_Aim of the exercise_
Return all of the entries word for word, but omit the pictures they contain.

[START Data to use]

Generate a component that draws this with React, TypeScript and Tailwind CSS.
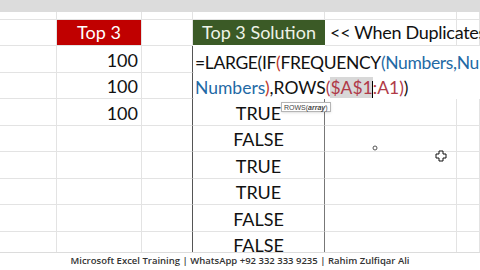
import React from 'react';

const cols = ['w-[57px]', 'w-[85px]', 'w-[51px]', 'w-[132px]', 'w-[132px]', 'flex-1'];

const dataRows: { h: string; num?: string; bool?: string }[] = [
	{ h: 'h-[27px]', num: '100' },
	{ h: 'h-[26px]', num: '100' },
	{ h: 'h-[27px]', num: '100', bool: 'TRUE' },
	{ h: 'h-[26px]', bool: 'FALSE' },
	{ h: 'h-[27px]', bool: 'TRUE' },
	{ h: 'h-[26px]', bool: 'TRUE' },
	{ h: 'h-[27px]', bool: 'FALSE' },
	{ h: 'h-[26px]', bool: 'FALSE' },
];

const Cell: React.FC<{ w: string; className?: string; children?: React.ReactNode }> = ({ w, className = '', children }) => (
	<div className={`${w} shrink-0 h-full border-r border-b border-[#e3e3e3] flex items-center ${className}`}>{children}</div>
);

const App: React.FC = () => {
	return (
		<div className="relative w-[480px] h-[270px] overflow-hidden bg-white flex flex-col font-['Lato','Liberation_Sans',sans-serif] text-[18px] text-[#111]">
			{/* Top bar */}
			<div className="h-[12px] shrink-0 bg-[#dcdcdc]" />

			{/* Sheet grid */}
			<div className="flex-1 overflow-hidden flex flex-col">
				<div className="h-[8px] shrink-0 flex">
					{cols.map((w, i) => (
						<Cell key={i} w={w} />
					))}
				</div>

				{/* Header row */}
				<div className="h-[26px] shrink-0 flex">
					<Cell w={cols[0]} />
					<Cell w={cols[1]} className="justify-center bg-[#c00000] text-white border-[#c00000]">
						Top 3
					</Cell>
					<Cell w={cols[2]} />
					<div className="w-[132px] shrink-0 h-[25px] bg-[#3b5a26] text-[#eef3e6] flex items-center justify-center">
						Top 3 Solution
					</div>
					<Cell w={cols[4]} className="overflow-visible whitespace-nowrap pl-[5px] z-10 tracking-[-0.3px]">
						&lt;&lt; When Duplicates
					</Cell>
					<Cell w={cols[5]} />
				</div>

				{dataRows.map((r, i) => (
					<div key={i} className={`${r.h} shrink-0 flex`}>
						<Cell w={cols[0]} />
						<Cell w={cols[1]} className="justify-end pr-[3px] pt-[2px]">
							{r.num}
						</Cell>
						<div className="w-[51px] shrink-0 h-full border-b border-[#e3e3e3] border-r border-r-[#555]" />
						<div className="w-[132px] shrink-0 h-full border-b border-[#e3e3e3] border-r border-r-[#777] flex items-center justify-center pt-[2px]">
							{r.bool}
						</div>
						<Cell w={cols[4]} />
						<Cell w={cols[5]} />
					</div>
				))}
			</div>

			{/* Footer watermark */}
			<div className="h-[18px] shrink-0 bg-white border-t border-[#dcdcdc] flex items-center justify-center font-['Open_Sans',sans-serif] text-[9.5px] font-semibold text-[#333]">
				Microsoft Excel Training | WhatsApp +92 332 333 9235 | Rahim Zulfiqar Ali
			</div>

			{/* Formula being edited in cell */}
			<div className="absolute left-[194px] top-[46px] w-[286px] h-[53px] bg-white pt-[4px] pl-[1px] whitespace-nowrap leading-[25px] text-[17.5px]">
				<div className="tracking-[-0.35px]">
					=LARGE(IF<span className="text-[#c0392b]">(</span>FREQUENCY<span className="text-[#1f6aa5]">(Numbers,Nu</span>
				</div>
				<div>
					<span className="text-[#1f6aa5]">Numbers</span>
					<span className="text-[#c0392b]">)</span>,ROWS<span className="text-[#b03a48]">(</span>
					<span className="text-[#b03a48] bg-[#d8d8d8]">$A$1</span>
					<span className="inline-block w-px h-[17px] bg-black align-middle -ml-px" />
					<span className="text-[#b03a48]">:A1)</span>)
				</div>
			</div>

			{/* Function tooltip */}
			<div className="absolute left-[281px] top-[102px] h-[10px] px-[2px] border border-[#b5b5b5] bg-white shadow-sm flex items-center font-['Liberation_Sans',sans-serif] text-[7px] leading-none text-[#444]">
				ROWS(<span className="font-bold italic">array</span>)
			</div>

			{/* Mouse cursors */}
			<svg className="absolute left-[372px] top-[145px]" width="6" height="6" viewBox="0 0 6 6">
				<circle cx="3" cy="3" r="2" fill="white" stroke="#555" strokeWidth="1" />
			</svg>
			<svg className="absolute left-[435px] top-[150px]" width="12" height="12" viewBox="0 0 12 12">
				<path d="M4 1h4v3h3v4h-3v3h-4v-3h-3v-4h3z" fill="white" stroke="#111" strokeWidth="1" />
			</svg>
		</div>
	);
};

export default App;
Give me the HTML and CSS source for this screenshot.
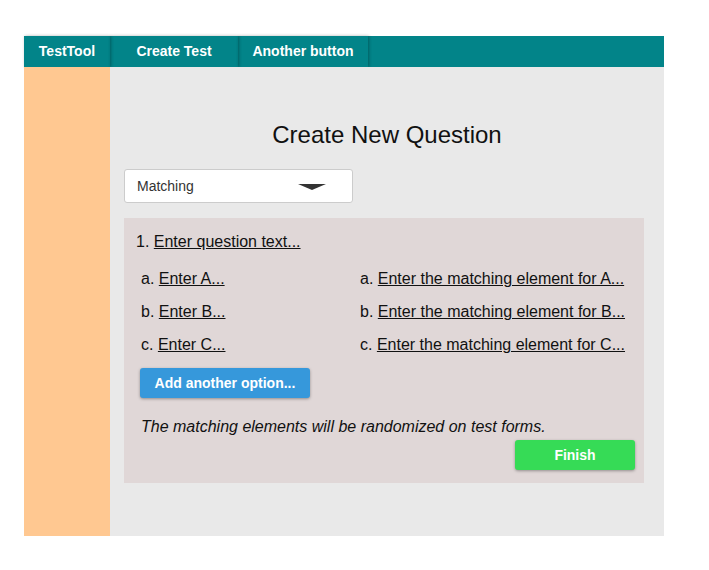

[END Data to use]

_Solution below_
Generate a component that draws this with React, TypeScript and Tailwind CSS.
import React from 'react';

const cols = ['w-[57px]', 'w-[85px]', 'w-[51px]', 'w-[132px]', 'w-[132px]', 'flex-1'];

const dataRows: { h: string; num?: string; bool?: string }[] = [
	{ h: 'h-[27px]', num: '100' },
	{ h: 'h-[26px]', num: '100' },
	{ h: 'h-[27px]', num: '100', bool: 'TRUE' },
	{ h: 'h-[26px]', bool: 'FALSE' },
	{ h: 'h-[27px]', bool: 'TRUE' },
	{ h: 'h-[26px]', bool: 'TRUE' },
	{ h: 'h-[27px]', bool: 'FALSE' },
	{ h: 'h-[26px]', bool: 'FALSE' },
];

const Cell: React.FC<{ w: string; className?: string; children?: React.ReactNode }> = ({ w, className = '', children }) => (
	<div className={`${w} shrink-0 h-full border-r border-b border-[#e3e3e3] flex items-center ${className}`}>{children}</div>
);

const App: React.FC = () => {
	return (
		<div className="relative w-[480px] h-[270px] overflow-hidden bg-white flex flex-col font-['Lato','Liberation_Sans',sans-serif] text-[18px] text-[#111]">
			{/* Top bar */}
			<div className="h-[12px] shrink-0 bg-[#dcdcdc]" />

			{/* Sheet grid */}
			<div className="flex-1 overflow-hidden flex flex-col">
				<div className="h-[8px] shrink-0 flex">
					{cols.map((w, i) => (
						<Cell key={i} w={w} />
					))}
				</div>

				{/* Header row */}
				<div className="h-[26px] shrink-0 flex">
					<Cell w={cols[0]} />
					<Cell w={cols[1]} className="justify-center bg-[#c00000] text-white border-[#c00000]">
						Top 3
					</Cell>
					<Cell w={cols[2]} />
					<div className="w-[132px] shrink-0 h-[25px] bg-[#3b5a26] text-[#eef3e6] flex items-center justify-center">
						Top 3 Solution
					</div>
					<Cell w={cols[4]} className="overflow-visible whitespace-nowrap pl-[5px] z-10 tracking-[-0.3px]">
						&lt;&lt; When Duplicates
					</Cell>
					<Cell w={cols[5]} />
				</div>

				{dataRows.map((r, i) => (
					<div key={i} className={`${r.h} shrink-0 flex`}>
						<Cell w={cols[0]} />
						<Cell w={cols[1]} className="justify-end pr-[3px] pt-[2px]">
							{r.num}
						</Cell>
						<div className="w-[51px] shrink-0 h-full border-b border-[#e3e3e3] border-r border-r-[#555]" />
						<div className="w-[132px] shrink-0 h-full border-b border-[#e3e3e3] border-r border-r-[#777] flex items-center justify-center pt-[2px]">
							{r.bool}
						</div>
						<Cell w={cols[4]} />
						<Cell w={cols[5]} />
					</div>
				))}
			</div>

			{/* Footer watermark */}
			<div className="h-[18px] shrink-0 bg-white border-t border-[#dcdcdc] flex items-center justify-center font-['Open_Sans',sans-serif] text-[9.5px] font-semibold text-[#333]">
				Microsoft Excel Training | WhatsApp +92 332 333 9235 | Rahim Zulfiqar Ali
			</div>

			{/* Formula being edited in cell */}
			<div className="absolute left-[194px] top-[46px] w-[286px] h-[53px] bg-white pt-[4px] pl-[1px] whitespace-nowrap leading-[25px] text-[17.5px]">
				<div className="tracking-[-0.35px]">
					=LARGE(IF<span className="text-[#c0392b]">(</span>FREQUENCY<span className="text-[#1f6aa5]">(Numbers,Nu</span>
				</div>
				<div>
					<span className="text-[#1f6aa5]">Numbers</span>
					<span className="text-[#c0392b]">)</span>,ROWS<span className="text-[#b03a48]">(</span>
					<span className="text-[#b03a48] bg-[#d8d8d8]">$A$1</span>
					<span className="inline-block w-px h-[17px] bg-black align-middle -ml-px" />
					<span className="text-[#b03a48]">:A1)</span>)
				</div>
			</div>

			{/* Function tooltip */}
			<div className="absolute left-[281px] top-[102px] h-[10px] px-[2px] border border-[#b5b5b5] bg-white shadow-sm flex items-center font-['Liberation_Sans',sans-serif] text-[7px] leading-none text-[#444]">
				ROWS(<span className="font-bold italic">array</span>)
			</div>

			{/* Mouse cursors */}
			<svg className="absolute left-[372px] top-[145px]" width="6" height="6" viewBox="0 0 6 6">
				<circle cx="3" cy="3" r="2" fill="white" stroke="#555" strokeWidth="1" />
			</svg>
			<svg className="absolute left-[435px] top-[150px]" width="12" height="12" viewBox="0 0 12 12">
				<path d="M4 1h4v3h3v4h-3v3h-4v-3h-3v-4h3z" fill="white" stroke="#111" strokeWidth="1" />
			</svg>
		</div>
	);
};

export default App;
Give me the HTML and CSS source for this screenshot.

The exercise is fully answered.